After four years of discussion, parliament will soon be voting on making it mandatory to record police officers during interrogations and investigations.

The matter was discussed during Wednesday’s House legal committee, where deputies have proposed an amendment to the criminal code.

It would make it mandatory that any police statements, interrogations and investigations, will have to be recorded.

Submitted by Akel, Diko and Kostis Efsthathiou (formerly Edek), it aims to offer more transparency to Cyprus’ policing system.

Authorities however have met the proposal with caution, committee chairman and Akel MP Aristos Damianou said.

The matter has been discussed repeatedly with the ministries of justice and finance, as well as police.

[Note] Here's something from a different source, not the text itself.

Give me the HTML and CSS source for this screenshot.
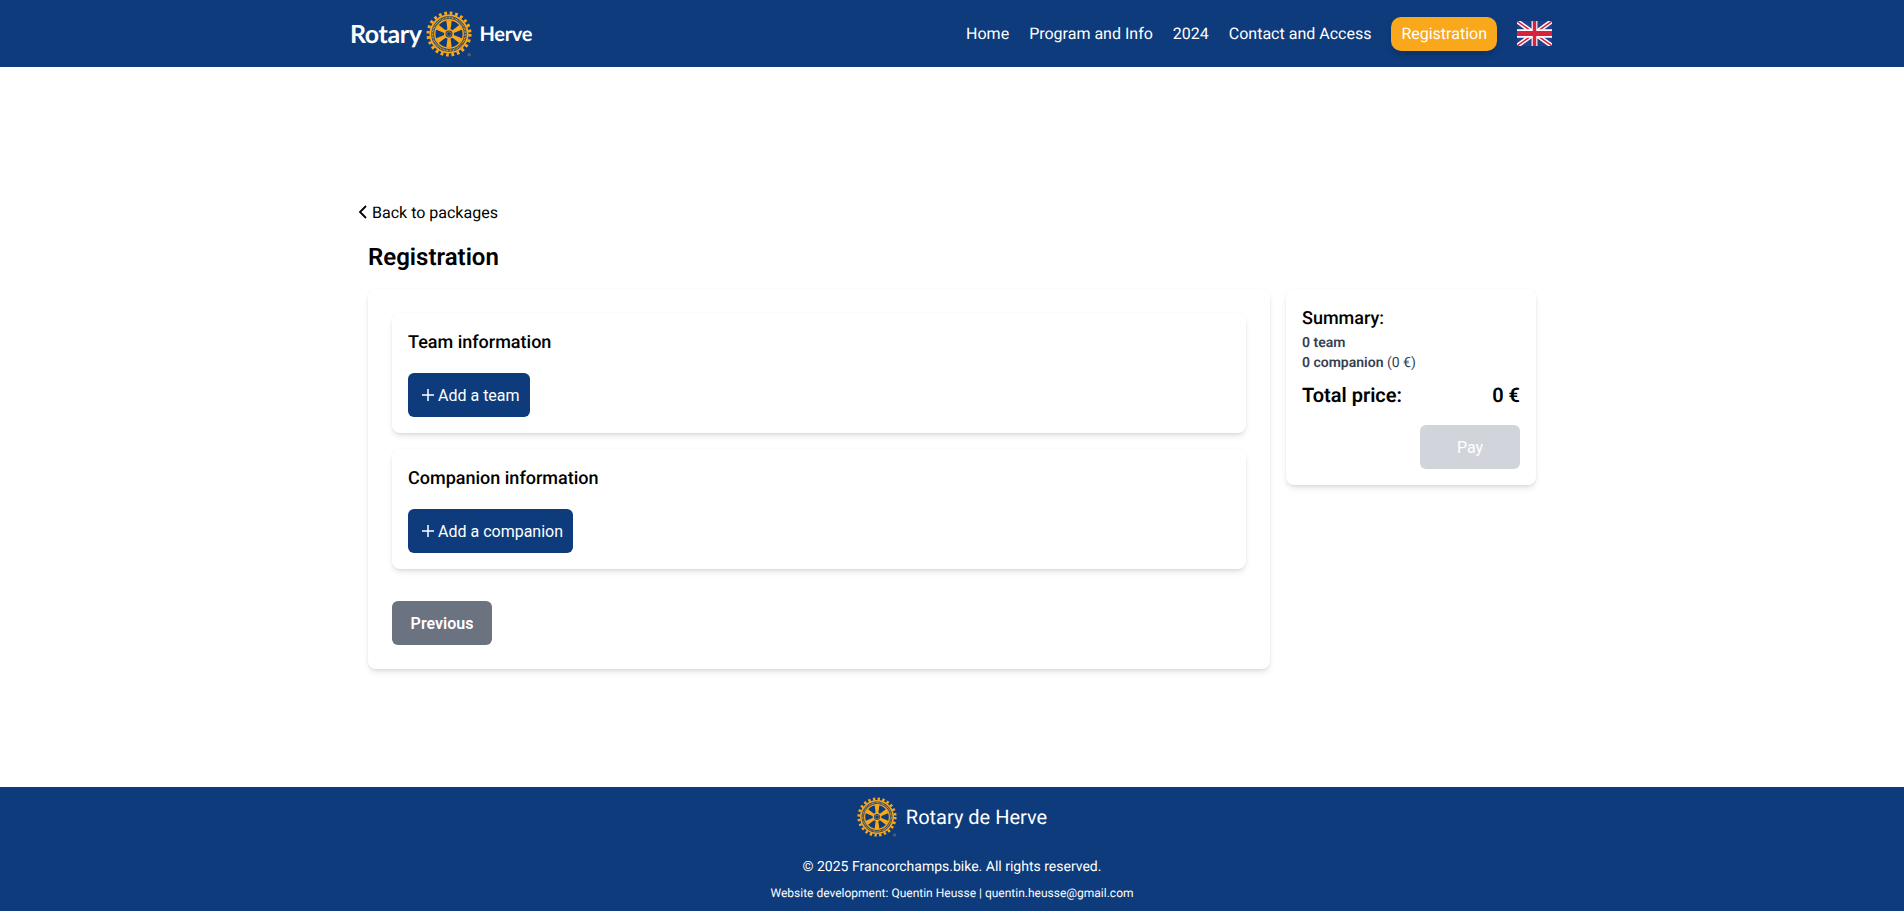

The delay is no fault of the committee, the MP argued, saying that deputies believe the change would modernise the country and its procedures.

As such, this should not be met with reservations, Damianou underlined.

He added the committee aims to have the amendment voted into law, giving police a transitionary period so as to also obtain the necessary equipment.

Asked what the reservations were about, Damianou said it concerns fear of the unknown as well as ‘possible side effects’. Not all police stations have the necessary infrastructure, he added.

The matter became particularly prominent during the 2019 Ayia Napa gang rape case, where a 19-year-old woman at the time claimed she was raped by a group of tourists.

Though she retracted her initial statement, her legal team later argued she had been forced to do so by Cypriot police officers.

They said she was held for six hours at the police station without a lawyer, suffering from PTSD and without a translator. There was also no recording of her questioning.